Yes, even in the healthcare industry, professionals are out of work.
For decades, the sector felt untouchable: growth, funding, expansion, continuous hiring.
That cycle has shifted.
Layoffs. Hiring freezes. “Strategic” recruitments limited to the strict minimum.
Meanwhile, something paradoxical is happening.
Companies say:
“We only hire exceptional profiles.”
But at the same time, highly experienced, 45+ seasoned experts are quietly filtered out.

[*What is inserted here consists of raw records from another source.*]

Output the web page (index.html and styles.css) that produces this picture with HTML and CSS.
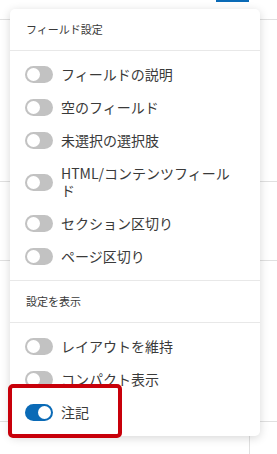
FILE: index.html
```html
<!DOCTYPE html>
<html lang="ja">
<head>
    <meta charset="UTF-8">
    <meta name="viewport" content="width=device-width, initial-scale=1.0">
    <title>フィールド設定</title>
    <link rel="stylesheet" href="styles.css">
</head>
<body>
    <div class="page">
        <div class="page-button"></div>
        <div class="page-row row-a"></div>
        <div class="page-row row-b"></div>
        <div class="page-row row-c"></div>
        <div class="page-row row-d"></div>
        <div class="page-col"></div>
    </div>

    <div class="menu">
        <div class="group-title">フィールド設定</div>
        <ul class="list">
            <li class="item"><span class="toggle"></span><span class="label">フィールドの説明</span></li>
            <li class="item"><span class="toggle"></span><span class="label">空のフィールド</span></li>
            <li class="item"><span class="toggle"></span><span class="label">未選択の選択肢</span></li>
            <li class="item"><span class="toggle"></span><span class="label">HTML/コンテンツフィールド</span></li>
            <li class="item"><span class="toggle"></span><span class="label">セクション区切り</span></li>
            <li class="item"><span class="toggle"></span><span class="label">ページ区切り</span></li>
        </ul>
        <div class="group-title with-top">設定を表示</div>
        <ul class="list">
            <li class="item"><span class="toggle"></span><span class="label">レイアウトを維持</span></li>
            <li class="item"><span class="toggle"></span><span class="label">コンパクト表示</span></li>
            <li class="item"><span class="toggle on"></span><span class="label">注記</span></li>
        </ul>
    </div>

    <div class="highlight"></div>
</body>
</html>
```

FILE: styles.css
```css
body {
    margin: 0;
    padding: 0;
    font-family: "Noto Sans CJK JP", "Noto Sans", sans-serif;
    background-color: #fff;
    color: #3a3a3a;
}
.page {
    position: relative;
    width: 277px;
    height: 454px;
    overflow: hidden;
}
.page-button {
    position: absolute;
    left: 216px;
    top: 0;
    width: 33px;
    height: 2px;
    background-color: #0a6ab6;
}
.page-row {
    position: absolute;
    left: 0;
    width: 277px;
    height: 1px;
    background-color: #e0e0e0;
}
.row-a { top: 19px; }
.row-b { top: 181px; }
.row-c { top: 260px; }
.row-d { top: 421px; }
.page-col {
    position: absolute;
    left: 249px;
    top: 420px;
    width: 1px;
    height: 40px;
    background-color: #e0e0e0;
}
.menu {
    position: absolute;
    left: 10px;
    top: 9px;
    width: 250px;
    background-color: #fff;
    border-radius: 5px;
    box-shadow: 0 2px 10px rgba(0, 0, 0, 0.16);
}
.group-title {
    padding: 12px 16px;
    font-size: 11px;
    line-height: 17px;
    border-bottom: 1px solid #e8e8e8;
}
.group-title.with-top {
    border-top: 1px solid #e8e8e8;
}
.list {
    list-style: none;
    margin: 0;
    padding: 7px 0;
}
.item {
    display: flex;
    align-items: center;
    padding: 8px 20px 8px 15px;
    font-size: 14px;
    line-height: 17px;
}
.toggle {
    position: relative;
    flex: none;
    width: 28px;
    height: 17px;
    border-radius: 9px;
    background-color: #c2c2c2;
    margin-right: 8px;
}
.toggle::after {
    content: "";
    position: absolute;
    left: 2px;
    top: 2px;
    width: 13px;
    height: 13px;
    border-radius: 50%;
    background-color: #fff;
}
.toggle.on {
    background-color: #0a6ab6;
}
.toggle.on::after {
    left: 13px;
}
.label {
    flex: 1;
}
.highlight {
    position: absolute;
    left: 8px;
    top: 384px;
    width: 106px;
    height: 46px;
    border: 4px solid #c8000a;
    border-radius: 5px;
}
```
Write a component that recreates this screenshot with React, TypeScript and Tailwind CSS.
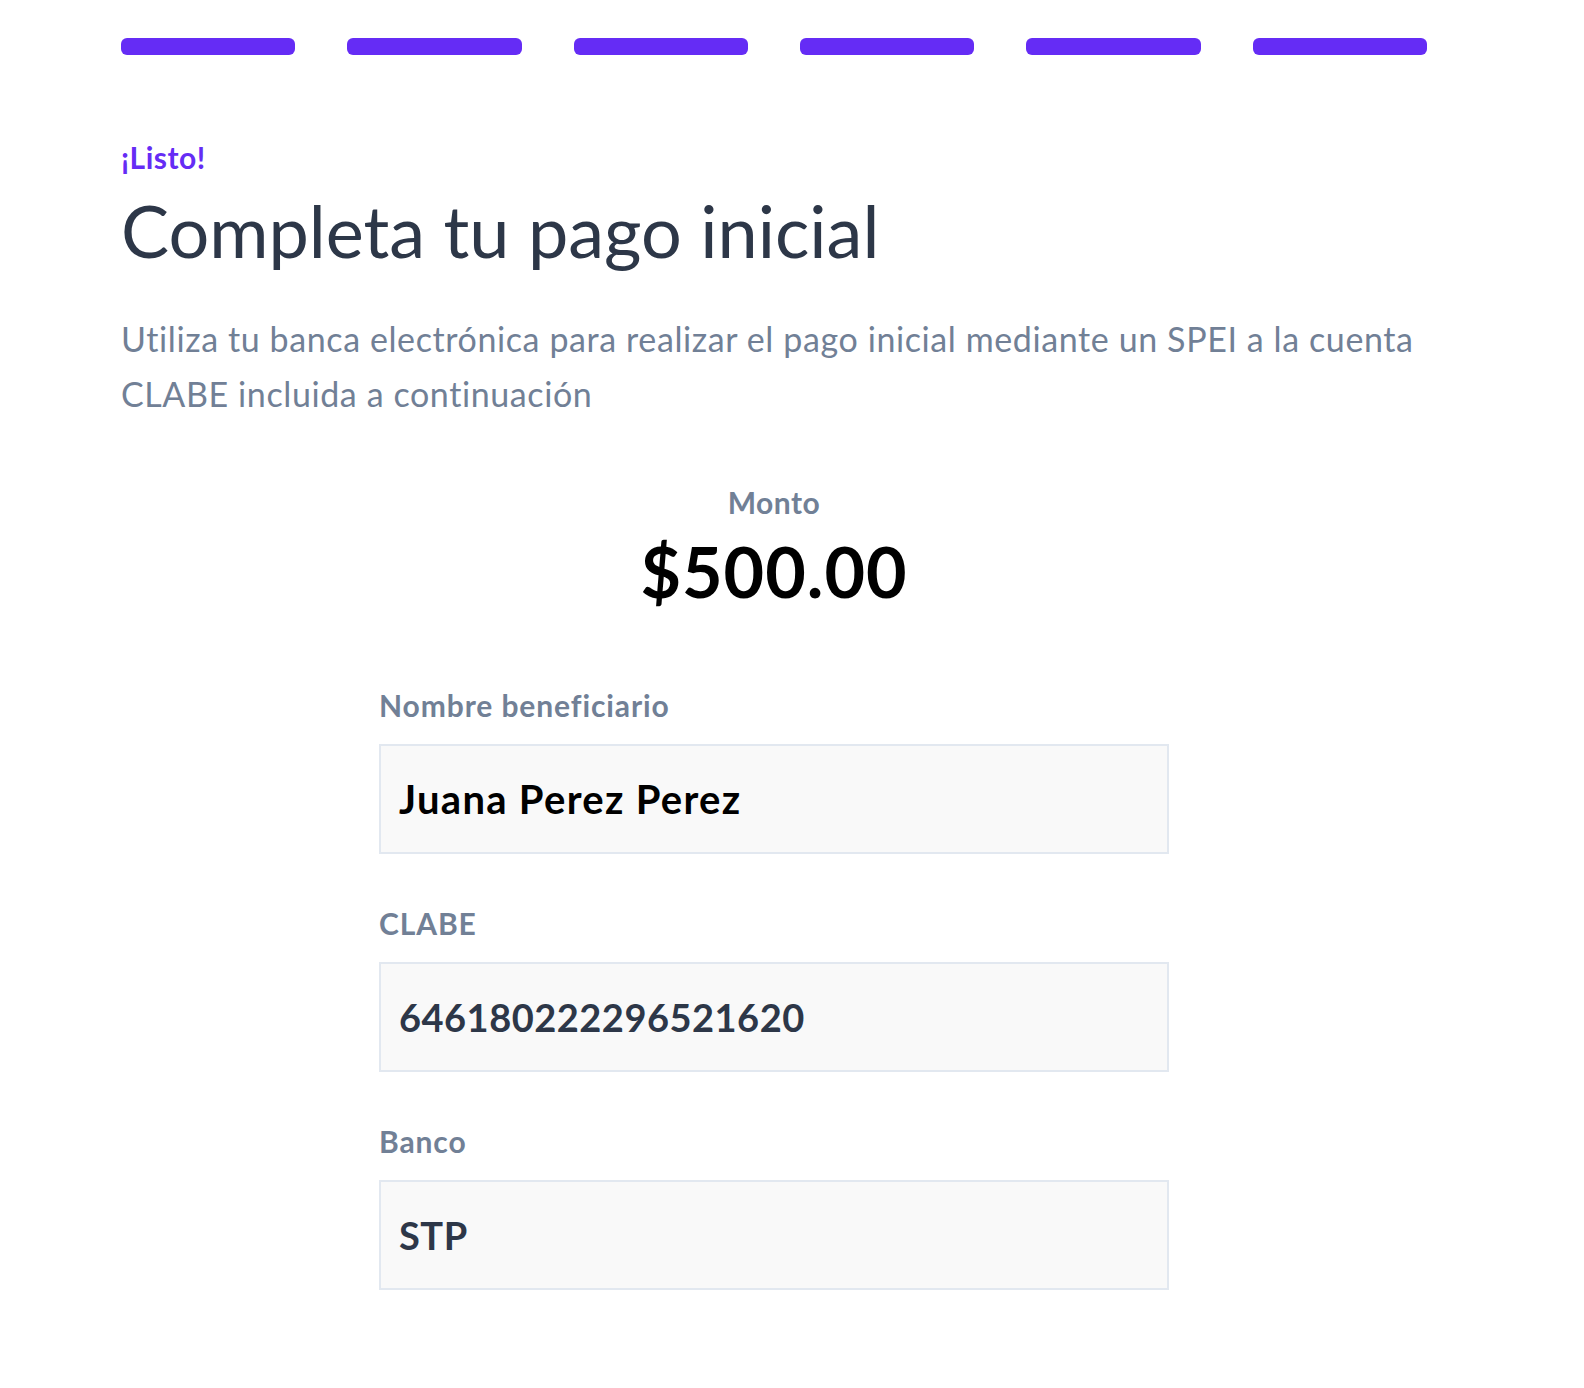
import React from "react";

const font = { fontFamily: "Lato, 'Noto Sans', sans-serif" };

function Field({ label, value, dark }: { label: string; value: string; dark?: boolean }) {
  return (
    <div className="flex flex-col">
      <div className="text-[30px] font-bold tracking-[0.9px] text-[#718096] leading-[40px]">{label}</div>
      <div className="mt-[19px] h-[110px] border-2 border-[#e2e8f0] bg-[#f9f9f9] flex items-center px-[18px]">
        {dark ? (
          <span className="text-[40px] font-bold tracking-[1.3px] text-black">{value}</span>
        ) : (
          <span className="text-[38px] font-bold tracking-[0.5px] text-[#2d3748]">{value}</span>
        )}
      </div>
    </div>
  );
}

export default function App() {
  return (
    <div className="min-h-[1388px] bg-white" style={font}>
      <div className="ml-[121px] w-[1306px] pt-[38px]">
        <div className="grid grid-cols-6 gap-[52px]">
          {Array.from({ length: 6 }).map((_, i) => (
            <div key={i} className="h-[17px] rounded-[6px] bg-[#652cf5]" />
          ))}
        </div>
        <div className="mt-[82px] text-[30px] font-bold tracking-[0.5px] text-[#652cf5] leading-[40px]">¡Listo!</div>
        <h1 className="mt-[8px] text-[72px] text-[#2d3748] leading-[90px]">Completa tu pago inicial</h1>
        <p className="mt-[36px] text-[34px] tracking-[0.6px] text-[#718096] leading-[55px]">
          Utiliza tu banca electrónica para realizar el pago inicial mediante un SPEI a la cuenta CLABE incluida a
          continuación
        </p>
        <div className="mt-[61px] flex flex-col items-center">
          <div className="text-[30px] font-bold tracking-[0.5px] text-[#718096] leading-[40px]">Monto</div>
          <div className="mt-[9px] text-[70px] font-bold tracking-[1px] text-black leading-[80px]">$500.00</div>
        </div>
        <div className="mx-auto mt-[74px] w-[790px] flex flex-col gap-[49px]">
          <Field label="Nombre beneficiario" value="Juana Perez Perez" dark />
          <Field label="CLABE" value="646180222296521620" />
          <Field label="Banco" value="STP" />
        </div>
      </div>
    </div>
  );
}
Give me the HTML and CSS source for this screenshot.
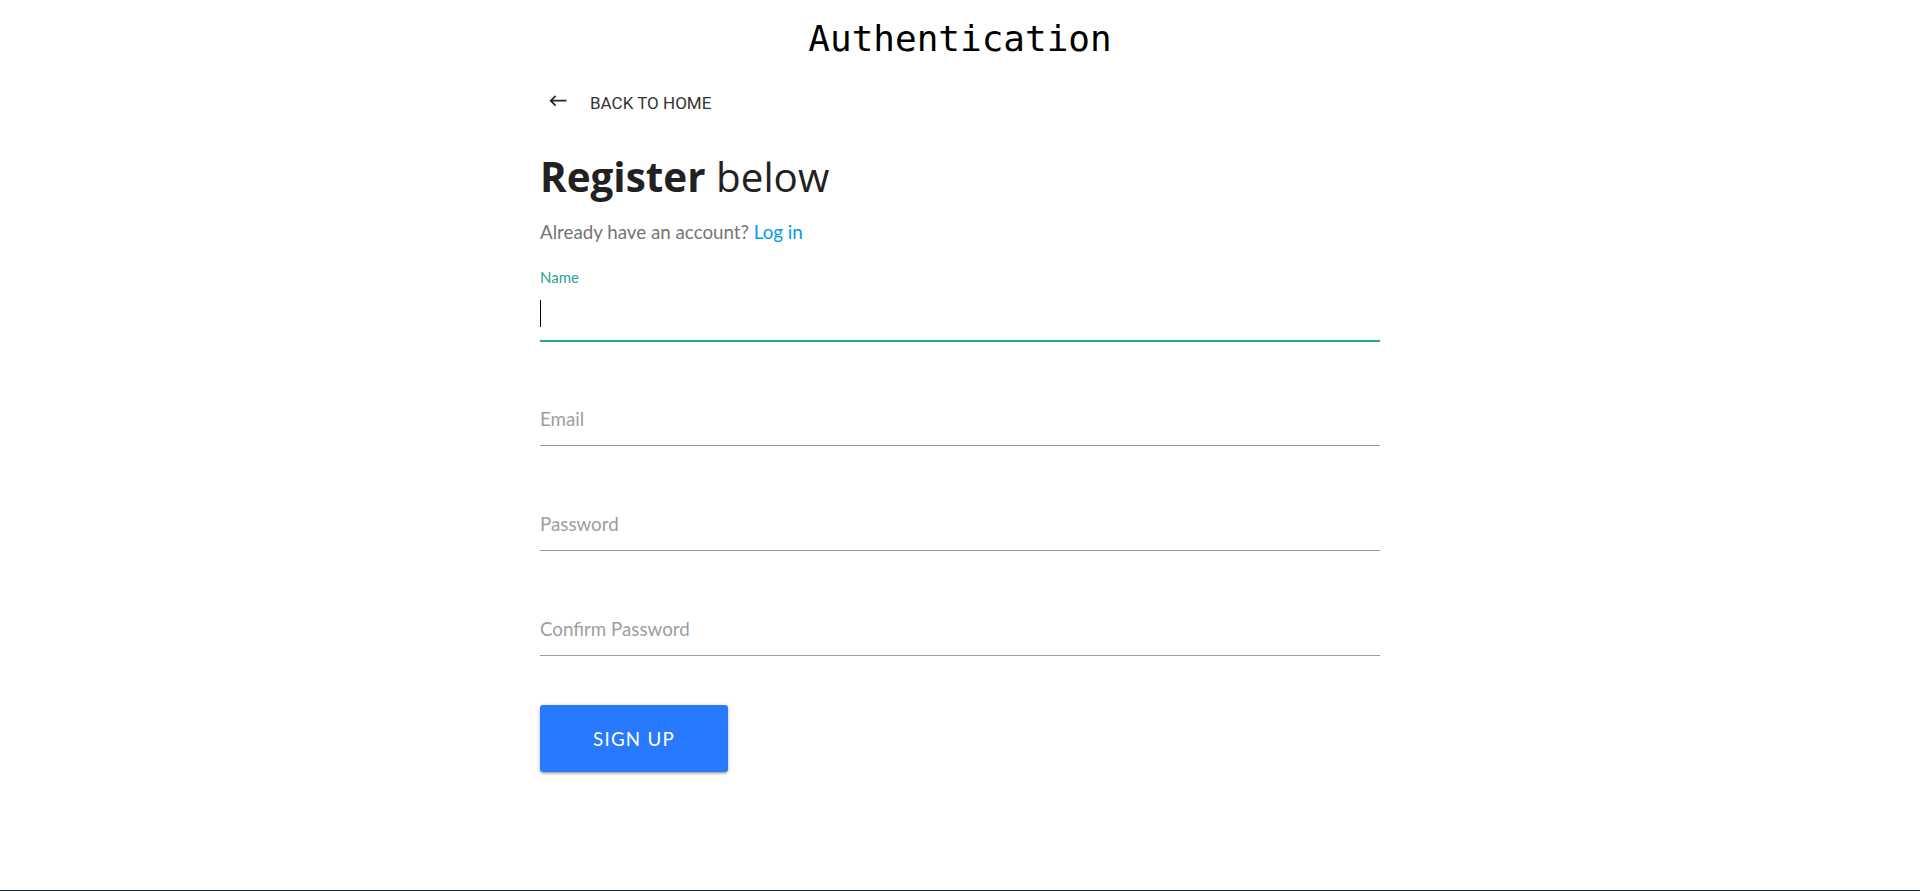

And here is the uncomfortable truth:
The issue is not a shortage of talent.
The issue is risk aversion.
In uncertain times, companies default to:
- Younger profiles perceived as “more agile” but sometimes more fragile
- Internal referrals to save money, but not 100% accurate
- Big-name recruiters, expensive but not necessarily productive
- Over-processed recruitment funnels where the best qualified and motivated candidates get lost
And in doing so, they sometimes miss what they actually need:
Operational maturity.
Crisis resilience.
Execution power.
On the candidate side, advice is everywhere:
Network more.
Differentiate yourself.
Polish your CV.
Most of them already do.
But the real question is different.
In a constrained market, are you recruiting for optics…
Or for impact?
Because hiring in downturns is not about volume, absolute cost-killing and fear of any and every risk. It’s about precision.
And precision requires:
- Understanding the real business risk
- Mapping talent beyond visible pipelines
- Assessing value beyond age and buzzwords
This is where recruitment becomes strategic not transactional.
If you are reviewing your hiring approach, especially in healthcare or biotech, the real competitive advantage may not be cutting talent costs.
It may be securing the right experience before your competitors do.